# Paper Target Practice For Ecst



## Rayshot (Feb 1, 2010)

The ammo is 3/8 (9.5mm)

The circles are not labeled correctly since the target was shrunk the sizes of circles starting with the bull are; 1 3/4, 3 1/2, 5 5/8.

Need more practice but this is the first paper target in months. And first from a longer distance than 33 ft.. This shooting was done outdoors.

As you can see one of the 10 shots went through some where in the tear that connects 3 shots. I would like to claim it was nearest the bull. But can't be sure where it went through even after looking carefully at the back of the paper with a magnifying visor.


----------



## pop shot (Sep 29, 2011)

nice shooting!


----------



## Charles (Aug 26, 2010)

Very good shooting indeed!! You will be a tough competitor.

Cheers ........ Charles


----------



## newconvert (Dec 12, 2011)

good shooting Ray


----------



## Flatband (Dec 18, 2009)

Really good Ray! You are ready Bud!!!! Flatband


----------



## Performance Catapults (Feb 3, 2010)

Ray is a tough competitor.

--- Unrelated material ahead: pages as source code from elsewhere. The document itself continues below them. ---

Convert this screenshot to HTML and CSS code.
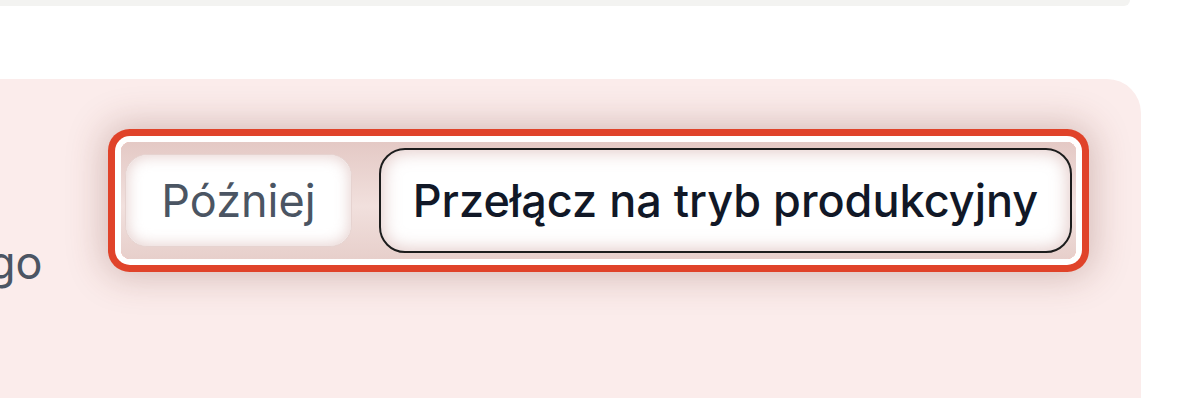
FILE: index.html
```html
<!DOCTYPE html>
<html lang="pl">
<head>
<meta charset="utf-8">
<title>Tryb</title>
<link rel="stylesheet" href="styles.css">
</head>
<body>
  <div class="top-card"></div>
  <section class="alert">
    <p class="alert-text">go</p>
    <div class="actions">
      <button class="btn btn-later">Później</button>
      <button class="btn btn-primary">Przełącz na tryb produkcyjny</button>
    </div>
  </section>
</body>
</html>
```

FILE: styles.css
```css
html, body {
  margin: 0;
  padding: 0;
  background: #ffffff;
  width: 1200px;
  height: 398px;
  overflow: hidden;
  font-family: Inter, "Noto Sans", sans-serif;
}

.top-card {
  width: 1150px;
  height: 6px;
  margin-left: -20px;
  background: #f3f3f1;
  border-bottom-right-radius: 22px;
}

.alert {
  margin-top: 73px;
  width: 1141px;
  height: 319px;
  background: #fbeceb;
  border-top-right-radius: 34px;
  display: flex;
  align-items: flex-start;
}

.alert-text {
  margin: 0;
  margin-left: -12px;
  width: 95px;
  padding-top: 156px;
  font-size: 45px;
  line-height: 56px;
  color: #4b5563;
}

.actions {
  margin-top: 63px;
  margin-left: 38px;
  width: 955px;
  height: 117px;
  box-sizing: border-box;
  padding: 0 4px;
  display: flex;
  align-items: center;
  justify-content: space-between;
  border-radius: 9px;
  background: linear-gradient(180deg, #e4c9c5 0%, #f1e0dd 55%, #e7cfcb 100%);
  box-shadow:
    0 0 0 6px #ffffff,
    0 0 0 13px #e0432a,
    0 0 36px 18px rgba(110, 50, 40, 0.26);
}

.btn {
  font-family: Inter, "Noto Sans", sans-serif;
  font-size: 45px;
  box-sizing: border-box;
  background: #ffffff;
  cursor: pointer;
  white-space: nowrap;
}

.btn-later {
  height: 93px;
  width: 227px;
  padding: 0;
  color: #4b5563;
  border: 1px solid #e6d3d0;
  border-radius: 22px;
  box-shadow: inset 0 0 14px 2px rgba(205, 160, 155, 0.45);
}

.btn-primary {
  height: 105px;
  width: 693px;
  padding: 0;
  color: #111827;
  font-weight: 500;
  border: 2px solid #1c1c1c;
  border-radius: 26px;
  box-shadow: inset 0 0 16px 3px rgba(205, 160, 155, 0.5);
}
```
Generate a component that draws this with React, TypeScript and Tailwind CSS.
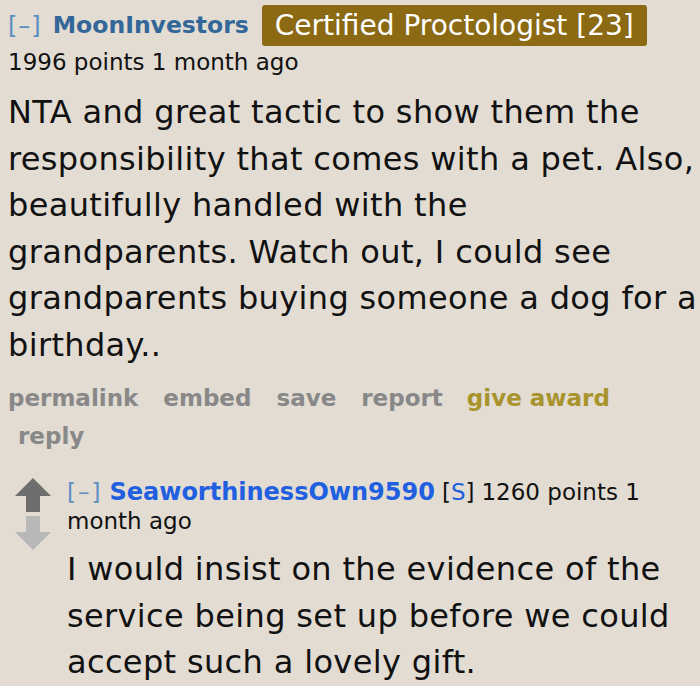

He will definitely be in contention.


----------



## mr.joel (Dec 21, 2009)

What ball are you shooting?


----------



## Rayshot (Feb 1, 2010)

3/8 (9.5mm)


----------



## Knoll (Nov 10, 2011)

I'll print your target pic and hang nearby as reminder of what GOOD shooting looks like.
Salute!


----------



## philly (Jun 13, 2010)

Good shooting Ray, look forward to seeing you again at the ECST.
Philly


----------